◆ DATASET SECTION:
────────────────────────────────────────
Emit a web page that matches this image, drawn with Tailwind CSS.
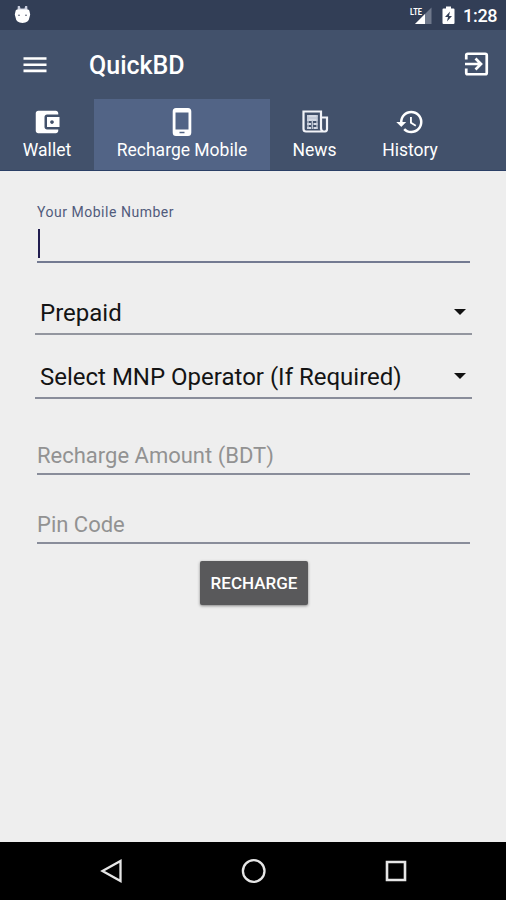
<!DOCTYPE html>
<html lang="en">
<head>
  <meta charset="UTF-8" />
  <meta name="viewport" content="width=device-width, initial-scale=1.0" />
  <title>QuickBD</title>
  <script src="https://cdn.jsdelivr.net/npm/@tailwindcss/browser@4"></script>
</head>
<body class="bg-[#eeeeee] font-['Roboto',sans-serif]">
<div class="flex h-[900px] w-[506px] flex-col overflow-hidden">

  <!-- Status bar -->
  <div class="flex h-[30px] shrink-0 items-center justify-between bg-[#323e56] pl-[14px] pr-[9px] text-white">
    <svg class="h-[20px] w-[17px]" viewBox="0 0 17 20" fill="#fff">
      <path d="M3.800 1h2l.7 2.500h4l.7-2.500h2l.3 4.500h-10z" fill="#c9cede"/>
      <path d="M1.500 6.200Q1.500 4.500 3.300 4.500h10.400q1.800 0 1.800 1.700l.7 3.300-.7 2.700q-.7 5.500-7 5.800-6.300-.3-7-5.800L.8 9.500z"/>
      <circle cx="5" cy="10.300" r=".8" fill="#444c62"/><circle cx="12" cy="10.300" r=".8" fill="#444c62"/>
    </svg>
    <div class="flex items-center">
      <svg class="mr-[9px] h-[20px] w-[24px]" viewBox="0 0 24 20">
        <path d="M22.500 2.500V19H6z" fill="#6f788b"/>
        <path d="M16 9v10H6z" fill="#fff"/>
        <text x="1" y="9.500" font-size="9.500" font-weight="700" textLength="12" lengthAdjust="spacingAndGlyphs" fill="#fff">LTE</text>
      </svg>
      <svg class="mr-[8px] h-[20px] w-[13px]" viewBox="0 0 13 20">
        <path d="M4 1.500h5v2h2.500q1 0 1 1v13.500q0 1-1 1h-10q-1 0-1-1V4.500q0-1 1-1H4z" fill="#fff"/>
        <path d="M8 6.500L3 12h3l-1 4.500L10 11H7z" fill="#323e56"/>
      </svg>
      <span class="block w-[34px] whitespace-nowrap pt-px text-[18px] font-medium leading-[20px] tracking-[-0.3px]">1:28</span>
    </div>
  </div>

  <!-- Toolbar -->
  <header class="flex h-[69px] shrink-0 items-center bg-[#42516b] pl-[23px] pr-[17px] text-white">
    <svg class="h-[18px] w-[24px]" viewBox="0 0 24 18" fill="#fff">
      <path d="M.5 1.200h23v2.600H.5zM.5 7.400h23v2.600H.5zM.5 13.600h23v2.600H.5z"/>
    </svg>
    <h1 class="ml-[42px] flex-1 pt-[2px] text-[25px] font-medium leading-[30px]">QuickBD</h1>
    <svg class="h-[25px] w-[25px]" viewBox="0 0 25 25" fill="none" stroke="#fff" stroke-width="2.700">
      <path d="M2.250 7.500V3.250q0-1.500 1.500-1.500h17.500q1.500 0 1.500 1.500v17.500q0 1.500-1.500 1.500H3.750q-1.500 0-1.500-1.500V16.500"/>
      <path d="M1 12h15M11.500 6.500L17 12l-5.500 5.500"/>
    </svg>
  </header>

  <!-- Tabs -->
  <nav class="flex h-[72px] shrink-0 border-b border-[#2b3f66] bg-[#42516b] text-[17.5px] leading-[20px] text-white">
    <div class="flex w-[94px] flex-col items-center pt-[8px]">
      <svg class="h-[30px] w-[30px]" viewBox="0 0 24 24" fill="#fff">
        <path d="M21 18v1c0 1.100-.9 2-2 2H5c-1.110 0-2-.9-2-2V5c0-1.100.89-2 2-2h14c1.100 0 2 .9 2 2v1h-9c-1.110 0-2 .9-2 2v8c0 1.100.89 2 2 2h9zm-9-2h10V8H12v8zm4-2.500c-.83 0-1.500-.67-1.500-1.500s.67-1.500 1.500-1.500 1.500.67 1.500 1.500-.67 1.500-1.500 1.500z"/>
      </svg>
      <span class="mt-[3px]">Wallet</span>
    </div>
    <div class="flex w-[176px] flex-col items-center bg-[#526486] pt-[8px]">
      <svg class="h-[30px] w-[30px]" viewBox="0 0 30 30">
        <path fill="#fff" fill-rule="evenodd" d="M9 1h12Q24.300 1 24.300 4.500v21q0 3.500-3.300 3.500H9Q5.700 29 5.700 25.500v-21Q5.700 1 9 1zM8.500 5.500v17h13v-17zM12.500 24.800v1.400h5v-1.400z"/>
      </svg>
      <span class="mt-[3px] whitespace-nowrap">Recharge Mobile</span>
    </div>
    <div class="flex w-[89px] flex-col items-center pt-[8px]">
      <svg class="h-[30px] w-[30px]" viewBox="0 0 30 30" fill="none" stroke="#f1f3f8" stroke-width="2.200">
        <path d="M21 22.500V4.500H3.500V22q0 2.500 2.500 2.500H25q2-.2 2-2.500V10.500h-6M21 21q.2 3 2.200 3.300"/>
        <path d="M7 8.500h10.500v4H7z" fill="#c3cad8" stroke="none"/>
        <path d="M7 9h10.500M7 13h10.500M7 17h4M13.500 17h4M7 21h4M13.500 21h4" stroke="#d5dae5" stroke-width="1.800"/>
        <path d="M8 8v14M12.300 13v9M17 8v14" stroke="#c3cad8" stroke-width="1.300"/>
      </svg>
      <span class="mt-[3px]">News</span>
    </div>
    <div class="flex w-[102px] flex-col items-center pt-[8px]">
      <svg class="h-[30px] w-[30px]" viewBox="0 0 24 24" fill="#fff">
        <path d="M13 3a9 9 0 0 0-9 9H1l3.890 3.890.07.14L9 12H6c0-3.870 3.130-7 7-7s7 3.130 7 7-3.130 7-7 7c-1.930 0-3.680-.79-4.940-2.060l-1.420 1.420A8.954 8.954 0 0 0 13 21a9 9 0 0 0 0-18zm-1 5v5l4.280 2.540.72-1.210-3.500-2.080V8H12z"/>
      </svg>
      <span class="mt-[3px]">History</span>
    </div>
  </nav>

  <!-- Recharge form -->
  <main class="flex flex-1 flex-col bg-[#eeeeee] pl-[35px] pr-[34px] pt-[32px]">
    <div class="mx-[2px]">
      <label class="block text-[14px] leading-[18px] tracking-[0.52px] text-[#515b7c]">Your Mobile Number</label>
      <div class="flex h-[42px] border-b-2 border-[#737a91] pt-[8px]">
        <span class="ml-px h-[29px] w-[2px] bg-[#211d4f]"></span>
      </div>
    </div>

    <div class="mt-[28px] flex h-[44px] items-center justify-between border-b-2 border-[#93969f] pl-[5px] pr-[6px] text-[24px] text-[#141414]">
      <span class="pt-px">Prepaid</span>
      <svg class="h-[6px] w-[12px]" viewBox="0 0 12 6"><path d="M0 0h12L6 6z" fill="#111"/></svg>
    </div>

    <div class="mt-[20px] flex h-[44px] items-center justify-between border-b-2 border-[#898d9a] pl-[5px] pr-[6px] text-[24px] text-[#141414]">
      <span class="pt-px">Select MNP Operator (If Required)</span>
      <svg class="h-[6px] w-[12px]" viewBox="0 0 12 6"><path d="M0 0h12L6 6z" fill="#111"/></svg>
    </div>

    <div class="mx-[2px] mt-[36px] flex h-[40px] items-center border-b-2 border-[#898d9a] text-[22px] text-[#929292]">
      <span class="pt-[2px]">Recharge Amount (BDT)</span>
    </div>

    <div class="mx-[2px] mt-[29px] flex h-[40px] items-center border-b-2 border-[#898d9a] text-[22px] text-[#929292]">
      <span class="pt-[2px]">Pin Code</span>
    </div>

    <button class="mt-[17px] ml-[165px] h-[44px] w-[108px] rounded-[2px] bg-[#59595b] pt-[2px] text-[17px] font-medium text-white shadow-[0_1px_3px_rgba(0,0,0,0.45)]">RECHARGE</button>
  </main>

  <!-- Navigation bar -->
  <footer class="flex h-[58px] shrink-0 items-center justify-between bg-black pl-[100px] pr-[98px]">
    <svg class="h-[26px] w-[24px]" viewBox="0 0 24 26" fill="none" stroke="#e6e6e6" stroke-width="2.300"><path d="M20.500 3v20L2.500 13z"/></svg>
    <svg class="h-[26px] w-[26px]" viewBox="0 0 26 26" fill="none" stroke="#e6e6e6" stroke-width="2.300"><circle cx="12.700" cy="13" r="10.800"/></svg>
    <svg class="h-[26px] w-[24px]" viewBox="0 0 24 26" fill="none" stroke="#e6e6e6" stroke-width="2.600"><path d="M3 4h18v18H3z"/></svg>
  </footer>

</div>
</body>
</html>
────────────────────────────────────────
◆ YOUR TASK: Leave the pictures out and please restate exactly the lines running from the start of the material through the one with "h-[900px] w-[506px] flex-col".

◆ OUTPUT FOR THIS TASK:
Emit a web page that matches this image, drawn with Tailwind CSS.
<!DOCTYPE html>
<html lang="en">
<head>
  <meta charset="UTF-8" />
  <meta name="viewport" content="width=device-width, initial-scale=1.0" />
  <title>QuickBD</title>
  <script src="https://cdn.jsdelivr.net/npm/@tailwindcss/browser@4"></script>
</head>
<body class="bg-[#eeeeee] font-['Roboto',sans-serif]">
<div class="flex h-[900px] w-[506px] flex-col overflow-hidden">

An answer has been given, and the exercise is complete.